Over that time, though, the Senator’s promises have severely deteriorated.  Originally he promised that this change would make the system ‘solvent’ for 75 years.  Now he is promising to make the system ‘strong’ for 50 years.   Instead of basing his statement on current information, the news release points to research that is two years old.  He uses old data because Social Security has lost trillions of dollars of solvency over the past two years.  (To understand the difference between 'Fixed' and 'Solvent', here) 

The one thing that has not changed is the willingness of Sen. Sanders to support his ideas with word-games and sound-bites that have no factual basis.  His unique definition of words like ‘pay’, ‘owe’, and ‘cost’ tells the reader that not even the system’s strongest supporters actually believe in the system anymore.  If he still believed in the system, he would not be compelled to mischaracterize what the Trustees have said about the system.

 “Through good times and bad, Social Security has paid out every benefit owed to every eligible American

Sen. Sanders can make this claim because Social Security can reduce what it owes to beneficiaries.  Social Security hasn’t paid out every benefit promised – just every benefit owed.  In 1983 Congress reduced what Social Security owes to people – substantially.  People who were owed benefits at 65 are now owed benefits at 67.  People who saved for retirement now face a means-tested claw-back against what they are owed.  
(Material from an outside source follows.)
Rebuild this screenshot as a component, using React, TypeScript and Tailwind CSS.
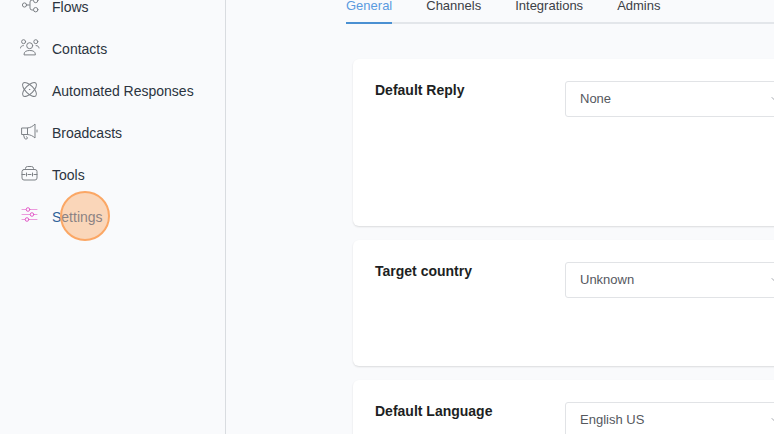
import { ReactNode } from "react";
import clsx from "clsx";
import { ChevronDown } from "lucide-react";

function Icon({ children }: { children: ReactNode }) {
  return (
    <svg
      viewBox="0 0 20 20"
      fill="none"
      stroke="currentColor"
      strokeLinecap="round"
      strokeLinejoin="round"
      className="size-5 shrink-0"
      aria-hidden="true"
    >
      {children}
    </svg>
  );
}

const navItems = [
  {
    label: "Flows",
    icon: (
      <Icon>
        <circle cx="4.5" cy="8" r="2.1" />
        <circle cx="15.7" cy="3.5" r="2.2" />
        <circle cx="15.7" cy="12.7" r="2.2" />
        <path d="M6.8 8h2.7M13.2 3h-1.2a2 2 0 0 0-2 2v6a2 2 0 0 0 2 2h1.2" />
      </Icon>
    ),
  },
  {
    label: "Contacts",
    icon: (
      <Icon>
        <circle cx="3.6" cy="2.7" r="2" />
        <circle cx="15.8" cy="2.7" r="2" />
        <circle cx="9.7" cy="6.7" r="3" />
        <path d="M4 15.5c0-3 2.2-4 5.7-4s5.7 1 5.7 4zM.5 9c.2-1.6 1-2.3 2.9-2.4M19 9c-.2-1.6-1-2.3-2.9-2.4" />
      </Icon>
    ),
  },
  {
    label: "Automated Responses",
    icon: (
      <Icon>
        <ellipse cx="9.5" cy="8.5" rx="9" ry="4" transform="rotate(45 9.5 8.5)" />
        <ellipse cx="9.5" cy="8.5" rx="9" ry="4" transform="rotate(-45 9.5 8.5)" />
        <circle cx="9.5" cy="8.5" r=".2" />
      </Icon>
    ),
  },
  {
    label: "Broadcasts",
    icon: (
      <Icon>
        <path d="M2 5h5.5v6.5H2zM7.5 5c3-.4 5.200-1.500 7.500-4v14c-2.300-2.200-4.500-3.200-7.500-3.500M3.500 11.500l1 3.800c.3 1 3 1 3-.3l-.9-1.300M17 7v2" />
      </Icon>
    ),
  },
  {
    label: "Tools",
    icon: (
      <Icon>
        <rect x="2" y="4.5" width="15" height="10.500" rx="2" />
        <path d="M5.5 4.5v-1a2 2 0 0 1 2-2h4a2 2 0 0 1 2 2v1M2 9.5h3M8 9.5h3M14 9.5h3M6.5 8v3M12.5 8v3" />
      </Icon>
    ),
  },
  {
    label: "Settings",
    active: true,
    icon: (
      <Icon>
        <path d="M2 2.5h4M10 2.5h7M2 7.5h8M14 7.5h3M2 12.5h3M9 12.5h8" opacity=".6" />
        <circle cx="8" cy="2.5" r="1.8" />
        <circle cx="12" cy="7.5" r="1.8" />
        <circle cx="7" cy="12.5" r="1.8" />
      </Icon>
    ),
  },
];

const tabs = ["General", "Channels", "Integrations", "Admins"];

const settings = [
  { id: "default-reply", label: "Default Reply", value: "None", height: "h-[167px]" },
  { id: "target-country", label: "Target country", value: "Unknown", height: "h-[126px]" },
  { id: "default-language", label: "Default Language", value: "English US", height: "h-[126px]" },
];

function Sidebar() {
  return (
    <aside className="w-[226px] shrink-0 border-r border-[#d9dce0]">
      <nav className="-mt-3.5">
        {navItems.map(({ label, icon, active }) => (
          <a
            key={label}
            href="#"
            className="flex h-[42px] items-center gap-3 pl-5 text-sm text-[#2b3440]"
          >
            <span className={active ? "text-[#e35bc8]" : "text-[#7d8186]"}>{icon}</span>
            <span className={clsx("relative", active && "text-[#2f6299]")}>
              {label}
              {active && (
                <span className="absolute -top-4 left-2 size-[50px] rounded-full border-2 border-[#fba765] bg-[#faaa68]/45" />
              )}
            </span>
          </a>
        ))}
      </nav>
    </aside>
  );
}

function SettingCard({ id, label, value, height }: (typeof settings)[number]) {
  return (
    <section className={clsx("flex rounded-md bg-white px-[22px] pt-[22px] shadow-[0_1px_2px_#00000020]", height)}>
      <label htmlFor={id} className="w-[190px] shrink-0 text-sm/[18px] font-bold text-[#1d1f23]">
        {label}
      </label>
      <div className="relative h-9 min-w-[220px] flex-1">
        <select
          id={id}
          className="size-full appearance-none rounded-[3px] border border-[#e1e3e6] bg-white px-3.5 text-[13px] text-[#55585e]"
        >
          <option>{value}</option>
        </select>
        <ChevronDown className="pointer-events-none absolute top-3 right-1 size-3 text-[#a6a9af]" />
      </div>
    </section>
  );
}

export default function App() {
  return (
    <div className="flex min-h-screen overflow-hidden bg-[#f9fafc] font-['Liberation_Sans',Arial,sans-serif]">
      <Sidebar />
      <main className="h-screen min-w-0 flex-1 overflow-hidden">
        <div className="ml-[120px] flex gap-[34px] border-b-2 border-[#e3e6ea]">
          {tabs.map((tab, i) => (
            <button
              key={tab}
              className={clsx(
                "-mb-0.5 h-6 border-b-2 pb-2.5 text-[13px]/3",
                i === 0 ? "border-[#4a90d2] text-[#5b9bdf]" : "border-transparent text-[#3c4046]",
              )}
            >
              {tab}
            </button>
          ))}
        </div>
        <div className="-mr-8 ml-[127px] flex flex-col gap-3.5 pt-[35px]">
          {settings.map((setting) => (
            <SettingCard key={setting.id} {...setting} />
          ))}
        </div>
      </main>
    </div>
  );
}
Sen. Reid, a co-signer, said “assuming that the only way to strengthen Social Security is to take away benefits that seniors have earned, or raise taxes on the middle class.”  According to the Supreme Court, Flemming V Nestor, Social Security benefits are not earned.  In its ruling, "the Court established the principle that entitlement to Social Security benefits is not contractual right" - (source www.SSA.gov)  In other words, Social Security does not in fact owe anyone anything.

 Social Security officials say that simple change would yield about $85 billion a year to keep the retirement program strong for at least another 50 years.”

The $85 billion a year could be used to reduce the annual deficits which run nearly a trillion dollars a year.  Pushing this $85 billion to Social Security means that our children will face $85 billion dollars a year in more debt plus interest.  This isn’t a tax on billionaires.  It is a tax on our children. 

 “The most successful government program in our nation's history has not contributed to the federal deficit.”

Sen. Sanders does not let facts get in the way of a good sound bite.  The payroll tax holiday cost the general taxpayer nearly $250 billion dollars of dollar for dollar deficit spending.  The EITC which was designed to offset the high cost of payroll taxes on lower-wage workers is projected according to Forbes to cost $326 billion over the next five years. 

 “It has a $2.7 trillion surplus, and it can pay out every benefit owed to every eligible American for at least the next 20 years, according to the Social Security Administration.”

This is another statement that is factually inaccurate.   The Trustees of the system have said in the 2012 report that the system’s financial resources may last as long as 20 years provided that we have a good economy.  On page 58 of the Trustees Report, the Trustees warn that the system resources maybe depleted in as little as 14 years.  These are what the Trustees call the ‘high cost’ assumptions.  While the report calls them high-cost, fertility, interest rates, and wage growth assumptions actually seem fairly optimistic.

What any reader should see in the news release is a sense of panic in supporters.  They no longer use facts to explain solutions because these ideas aren’t really about fixing Social Security as much as postponing the collapse until the senator leaves office.

CBO Releases New Data On Social Security

by JoeTheEconomist February 7, 2013 15:37 PM

Jed Graham, who writes for IBD, discusses new Congressional Budget Office projection showing a worsening financial outlook for Social Security:

“Social Security's financial outlook took another hit this week, as the Congressional Budget Office hiked its estimate for cash deficits from 2013 to 2022 by $212 billion.”   (Read "Social Security Trust Fund Likely To Run Out In 2031")

The article says that "Meanwhile, workers 44 years old who may be more than halfway through their working careers face the prospect of retiring after the trust fund is bust."  It appears that the writer assumes people will retire at 62, which is an option for less than half of Americans.  For people who expect to retire at full retirement age, 49 years-old is the point where workers expect to retire after the trust fund is gone.  Anyone 66 or younger expects to live long enough to have benefits cut.